Hello there!I am currently working on an e-commerce website. The category pages on our site have over 100 products, with 10 products displayed per page. Each page has a unique URL that ends with “page=xx.” Although each page has a self-referencing canonical tag, Google Search Console is showing them as “Duplicate, Google chose different canonical than user.” What are your thoughts on this? Should I set the first page as the canonical for all pages within a category?
Additionally, we have a sort function (such as “sort=price”) which I do not include in the canonical URL. This is working well as GSC tags these as “Alternate page with proper canonical tag.”
It seems like you’re facing a common issue with pagination and canonicalization on e-commerce category pages.
Google’s preference for a single canonical URL for each category makes sense in this context. While each page within a category is unique, they all represent the same overall category content.
Here’s a breakdown of the situation:
- The issue: Google Search Console is flagging your “page=xx” URLs as duplicate because you’re telling Google that each page is the canonical, but Google is choosing a different page (likely the first one). This indicates Google is seeing those pages as duplicates and favoring the first page as the authoritative source.
- Solution: It’s generally recommended to set the first page of the category as the canonical for all pages within that category. This ensures that Google views all those pages as variations of the same content, ultimately directing users and crawlers to the main category landing page.
- Sort parameters: Your approach to excluding sort parameters from the canonical URL is correct. Since those parameters only affect the display order, not the underlying content, Google understands them as variations of the same page.
Important Considerations:
- User experience: Ensure that users can easily navigate through the category pages.

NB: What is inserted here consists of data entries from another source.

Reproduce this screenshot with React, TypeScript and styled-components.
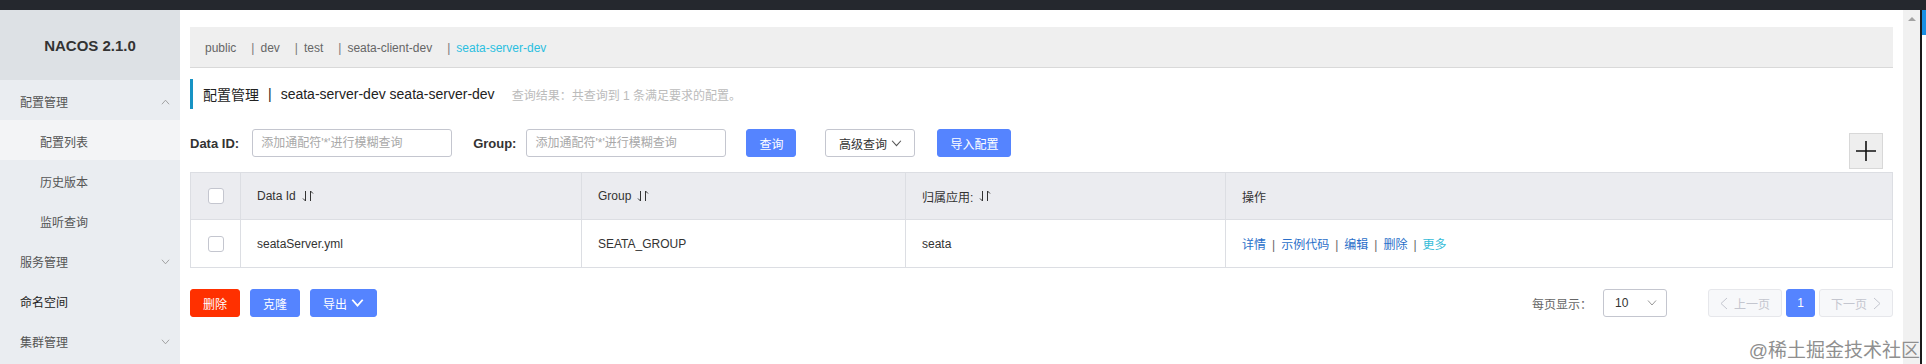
import styled, { createGlobalStyle } from 'styled-components';

const GlobalStyle = createGlobalStyle`
  html, body {
    margin: 0;
    padding: 0;
    background: #fff;
  }
  body {
    font-family: "Liberation Sans", "Noto Sans CJK SC", sans-serif;
    font-size: 12px;
    color: #333;
  }
  * {
    box-sizing: border-box;
  }
`;

const Page = styled.div`
  position: relative;
  width: 1926px;
  height: 364px;
  overflow: hidden;
  display: flex;
  flex-direction: column;
`;

const TopStrip = styled.div`
  flex: none;
  height: 10px;
  background: #25282e;
`;

const Frame = styled.div`
  flex: 1;
  min-height: 0;
  display: flex;
`;

/* ---------- sidebar ---------- */

const Sidebar = styled.aside`
  flex: none;
  width: 180px;
  background: #eaedf1;
`;

const Logo = styled.div`
  height: 70px;
  display: flex;
  align-items: center;
  justify-content: center;
  background: #dde1e5;
  font-size: 15px;
  font-weight: bold;
  color: #333;
`;

const MenuItem = styled.div<{ $sub?: boolean; $active?: boolean; $dark?: boolean }>`
  height: 40px;
  display: flex;
  align-items: center;
  padding: 3px 10px 0 ${(p) => (p.$sub ? 40 : 20)}px;
  background: ${(p) => (p.$active ? '#f3f4f6' : 'transparent')};
  color: ${(p) => (p.$dark ? '#222' : '#555')};
  font-size: 12px;
`;

const MenuChevron = styled.svg`
  margin-left: auto;
  width: 9px;
  height: 6px;
`;

/* ---------- main ---------- */

const Main = styled.main`
  flex: 1;
  min-width: 0;
  padding: 17px 10px 0;
  background: #fff;
`;

const NamespaceBar = styled.div`
  height: 41px;
  display: flex;
  align-items: center;
  padding: 2px 0 0 15px;
  background: #efefef;
  border-bottom: 1px solid #d9d9d9;
  font-size: 12px;
  color: #666;
`;

const NsItem = styled.span<{ $current?: boolean; $first?: boolean }>`
  margin-left: ${(p) => (p.$first ? 0 : 15)}px;
  color: ${(p) => (p.$current ? '#2bbfe0' : '#666')};
`;

const NsSep = styled.span`
  margin-right: 6px;
  color: #777;
`;

const TitleRow = styled.div`
  margin-top: 11px;
  height: 30px;
  display: flex;
  align-items: center;
  padding-left: 10px;
  border-left: 3px solid #1793c4;
  font-size: 14px;
  color: #222;
  white-space: pre;
`;

const TitleSep = styled.span`
  margin: 0 9px;
`;

const Hint = styled.span`
  margin-left: 17px;
  font-size: 12px;
  color: #bbb;
`;

const SearchRow = styled.div`
  margin-top: 20px;
  display: flex;
  align-items: flex-start;
`;

const Field = styled.label<{ $ml?: number }>`
  display: flex;
  align-items: center;
  height: 28px;
  margin-left: ${(p) => p.$ml ?? 0}px;
`;

const FieldLabel = styled.span<{ $gap: number }>`
  margin-right: ${(p) => p.$gap}px;
  font-size: 13px;
  font-weight: bold;
  color: #333;
`;

const TextInput = styled.input`
  width: 200px;
  height: 28px;
  padding: 0 8px;
  border: 1px solid #c4c6cf;
  border-radius: 3px;
  font: inherit;
  font-size: 12px;
  color: #333;
  outline: none;
  &::placeholder {
    color: #a8a8a8;
  }
`;

const Button = styled.button<{ $variant?: 'primary' | 'normal' | 'danger'; $ml?: number; $w?: number }>`
  display: inline-flex;
  align-items: center;
  justify-content: center;
  gap: 4px;
  height: 28px;
  ${(p) => (p.$w ? `width: ${p.$w}px;` : 'padding: 0 12px;')}
  margin-left: ${(p) => p.$ml ?? 0}px;
  border-radius: 3px;
  font: inherit;
  font-size: 12px;
  cursor: pointer;
  border: 1px solid
    ${(p) => (p.$variant === 'danger' ? '#ff3000' : p.$variant === 'normal' ? '#c4c6cf' : '#5584ff')};
  background: ${(p) => (p.$variant === 'danger' ? '#ff3000' : p.$variant === 'normal' ? '#fff' : '#5584ff')};
  color: ${(p) => (p.$variant === 'normal' ? '#333' : '#fff')};
`;

const AddButton = styled.button`
  margin: 4px 10px 0 auto;
  width: 34px;
  height: 36px;
  padding: 0;
  display: flex;
  align-items: center;
  justify-content: center;
  background: #eee;
  border: 1px solid #d8d8d8;
`;

const Table = styled.table`
  margin-top: 3px;
  width: 100%;
  table-layout: fixed;
  border-collapse: collapse;
  font-size: 12px;
  color: #333;
`;

const Col = styled.col<{ $w?: number }>`
  ${(p) => (p.$w ? `width: ${p.$w}px;` : '')}
`;

const Th = styled.th`
  height: 47px;
  padding: 0 16px;
  text-align: left;
  font-weight: normal;
  background: #ebecf0;
  border: 1px solid #dcdee3;
`;

const Td = styled.td`
  height: 48px;
  padding: 0 16px;
  border: 1px solid #dcdee3;
  border-top: none;
`;

const CheckCell = styled.div`
  width: 16px;
  height: 16px;
  margin: 0 auto;
  background: #fff;
  border: 1px solid #c4c6cf;
  border-radius: 3px;
`;

const HeadLabel = styled.span`
  display: inline-flex;
  align-items: center;
  gap: 6px;
`;

const ActionLink = styled.span<{ $more?: boolean }>`
  color: ${(p) => (p.$more ? '#35bcd8' : '#2a6fc9')};
`;

const ActionSep = styled.span`
  margin: 0 6px;
  color: #666;
`;

const Footer = styled.div`
  margin-top: 21px;
  display: flex;
  justify-content: space-between;
  align-items: center;
`;

const ButtonGroup = styled.div`
  display: flex;
  gap: 10px;
`;

const Pager = styled.div`
  display: flex;
  align-items: center;
`;

const PagerLabel = styled.span`
  margin-right: 11px;
  color: #666;
`;

const PageSize = styled.div`
  width: 64px;
  height: 28px;
  display: flex;
  align-items: center;
  justify-content: space-between;
  padding: 0 9px 0 11px;
  border: 1px solid #c4c6cf;
  border-radius: 3px;
  color: #333;
  margin-right: 41px;
`;

const PageButton = styled.div<{ $current?: boolean; $w: number; $ml?: number }>`
  width: ${(p) => p.$w}px;
  height: 28px;
  margin-left: ${(p) => p.$ml ?? 0}px;
  display: flex;
  align-items: center;
  justify-content: center;
  gap: 6px;
  border-radius: 3px;
  border: 1px solid ${(p) => (p.$current ? '#5584ff' : '#e6e7eb')};
  background: ${(p) => (p.$current ? '#5584ff' : '#f7f8fa')};
  color: ${(p) => (p.$current ? '#fff' : '#c4c6cf')};
`;

/* ---------- window edge ---------- */

const ScrollTrack = styled.div`
  flex: none;
  width: 17px;
  background: #f1f1f1;
  display: flex;
  justify-content: center;
`;

const ScrollArrow = styled.div`
  margin-top: 7px;
  width: 0;
  height: 0;
  border-left: 4px solid transparent;
  border-right: 4px solid transparent;
  border-bottom: 4px solid #a3a3a3;
`;

const EdgeLine = styled.div`
  flex: none;
  width: 2px;
  background: #1b1b1b;
`;

const EdgePanel = styled.div`
  flex: none;
  width: 4px;
  background: #fff;
  &::before {
    content: '';
    display: block;
    height: 25px;
    background: #1a8fe3;
  }
`;

const Watermark = styled.div`
  position: absolute;
  right: 6px;
  top: 335px;
  font-size: 19px;
  color: #8f8f8f;
  text-shadow: 0 0 1px #fff;
  white-space: nowrap;
`;

/* ---------- icons ---------- */

const Chevron = ({ up, color = '#999', w = 9, h = 6, sw = 1 }: { up?: boolean; color?: string; w?: number; h?: number; sw?: number }) => (
  <svg width={w} height={h} viewBox="0 0 10 6">
    <path d={up ? 'M1 5.5 L5 1 L9 5.5' : 'M1 0.5 L5 5 L9 0.5'} fill="none" stroke={color} strokeWidth={sw} />
  </svg>
);

const SideChevron = ({ up }: { up?: boolean }) => (
  <MenuChevron viewBox="0 0 10 6">
    <path d={up ? 'M1 5.5 L5 1 L9 5.5' : 'M1 0.5 L5 5 L9 0.5'} fill="none" stroke="#9a9a9a" strokeWidth="1" />
  </MenuChevron>
);

const SortIcon = () => (
  <svg width="12" height="12" viewBox="0 0 12 12">
    <path d="M3.5 1 V11 L1 8.5" fill="none" stroke="#333" strokeWidth="1" />
    <path d="M8.5 11 V1 L11 3.5" fill="none" stroke="#333" strokeWidth="1" />
  </svg>
);

const SideArrow = ({ right }: { right?: boolean }) => (
  <svg width="8" height="13" viewBox="0 0 8 13">
    <path d={right ? 'M1 1 L7 6.5 L1 12' : 'M7 1 L1 6.5 L7 12'} fill="none" stroke="#c4c6cf" strokeWidth="1" />
  </svg>
);

const namespaces = ['public', 'dev', 'test', 'seata-client-dev', 'seata-server-dev'];

const menu = [
  { label: '配置管理', chevron: 'up' },
  { label: '配置列表', sub: true, active: true },
  { label: '历史版本', sub: true },
  { label: '监听查询', sub: true },
  { label: '服务管理', chevron: 'down' },
  { label: '命名空间', dark: true },
  { label: '集群管理', chevron: 'down' },
];

const actions = ['详情', '示例代码', '编辑', '删除', '更多'];

export default function App() {
  return (
    <Page>
      <GlobalStyle />
      <TopStrip />
      <Frame>
        <Sidebar>
          <Logo>NACOS 2.1.0</Logo>
          {menu.map((m) => (
            <MenuItem key={m.label} $sub={m.sub} $active={m.active} $dark={m.dark}>
              {m.label}
              {m.chevron && <SideChevron up={m.chevron === 'up'} />}
            </MenuItem>
          ))}
        </Sidebar>

        <Main>
          <NamespaceBar>
            {namespaces.map((ns, i) => (
              <NsItem key={ns} $first={i === 0} $current={i === namespaces.length - 1}>
                {i > 0 && <NsSep>|</NsSep>}
                {ns}
              </NsItem>
            ))}
          </NamespaceBar>

          <TitleRow>
            配置管理
            <TitleSep>|</TitleSep>
            seata-server-dev seata-server-dev
            <Hint>查询结果：共查询到 1 条满足要求的配置。</Hint>
          </TitleRow>

          <SearchRow>
            <Field>
              <FieldLabel $gap={13}>Data ID:</FieldLabel>
              <TextInput placeholder="添加通配符'*'进行模糊查询" />
            </Field>
            <Field $ml={21}>
              <FieldLabel $gap={10}>Group:</FieldLabel>
              <TextInput placeholder="添加通配符'*'进行模糊查询" />
            </Field>
            <Button $ml={20}>查询</Button>
            <Button $variant="normal" $ml={29} $w={90}>
              高级查询
              <Chevron color="#555" w={11} h={7} />
            </Button>
            <Button $ml={22}>导入配置</Button>
            <AddButton>
              <svg width="22" height="22" viewBox="0 0 22 22">
                <path d="M1 11 H21 M11 1 V21" stroke="#111" strokeWidth="1.6" />
              </svg>
            </AddButton>
          </SearchRow>

          <Table>
            <colgroup>
              <Col $w={50} />
              <Col $w={341} />
              <Col $w={324} />
              <Col $w={320} />
              <Col />
            </colgroup>
            <thead>
              <tr>
                <Th>
                  <CheckCell />
                </Th>
                <Th>
                  <HeadLabel>
                    Data Id <SortIcon />
                  </HeadLabel>
                </Th>
                <Th>
                  <HeadLabel>
                    Group <SortIcon />
                  </HeadLabel>
                </Th>
                <Th>
                  <HeadLabel>
                    归属应用: <SortIcon />
                  </HeadLabel>
                </Th>
                <Th>操作</Th>
              </tr>
            </thead>
            <tbody>
              <tr>
                <Td>
                  <CheckCell />
                </Td>
                <Td>seataServer.yml</Td>
                <Td>SEATA_GROUP</Td>
                <Td>seata</Td>
                <Td>
                  {actions.map((a, i) => (
                    <span key={a}>
                      {i > 0 && <ActionSep>|</ActionSep>}
                      <ActionLink $more={a === '更多'}>{a}</ActionLink>
                    </span>
                  ))}
                </Td>
              </tr>
            </tbody>
          </Table>

          <Footer>
            <ButtonGroup>
              <Button $variant="danger">删除</Button>
              <Button>克隆</Button>
              <Button>
                导出
                <Chevron color="#fff" w={13} h={8} sw={1.4} />
              </Button>
            </ButtonGroup>
            <Pager>
              <PagerLabel>每页显示：</PagerLabel>
              <PageSize>
                10
                <Chevron color="#999" w={10} h={6} />
              </PageSize>
              <PageButton $w={74}>
                <SideArrow />
                上一页
              </PageButton>
              <PageButton $w={29} $ml={4} $current>
                1
              </PageButton>
              <PageButton $w={74} $ml={4}>
                下一页
                <SideArrow right />
              </PageButton>
            </Pager>
          </Footer>
        </Main>

        <ScrollTrack>
          <ScrollArrow />
        </ScrollTrack>
        <EdgeLine />
        <EdgePanel />
      </Frame>
      <Watermark>@稀土掘金技术社区</Watermark>
    </Page>
  );
}
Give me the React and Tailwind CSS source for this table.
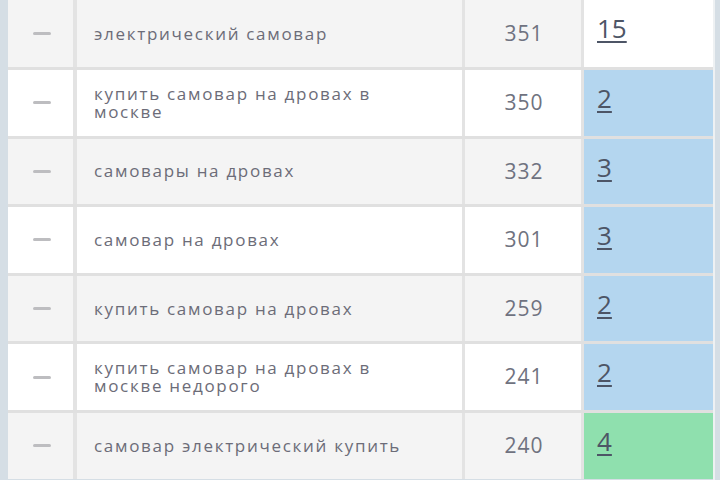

Clear pagination, sort options, and filters will help users find what they need.
- Internal linking: Link to the first page (canonical page) from all other category pages. This helps reinforce the hierarchy and signals to Google which page is the primary one.
- Review Search Console data: Continuously monitor your Google Search Console data to see if this change improves your overall performance.
By focusing on providing a seamless user experience, implementing proper canonicalization, and monitoring your data, you can optimize your category pages for better visibility and performance in Google search.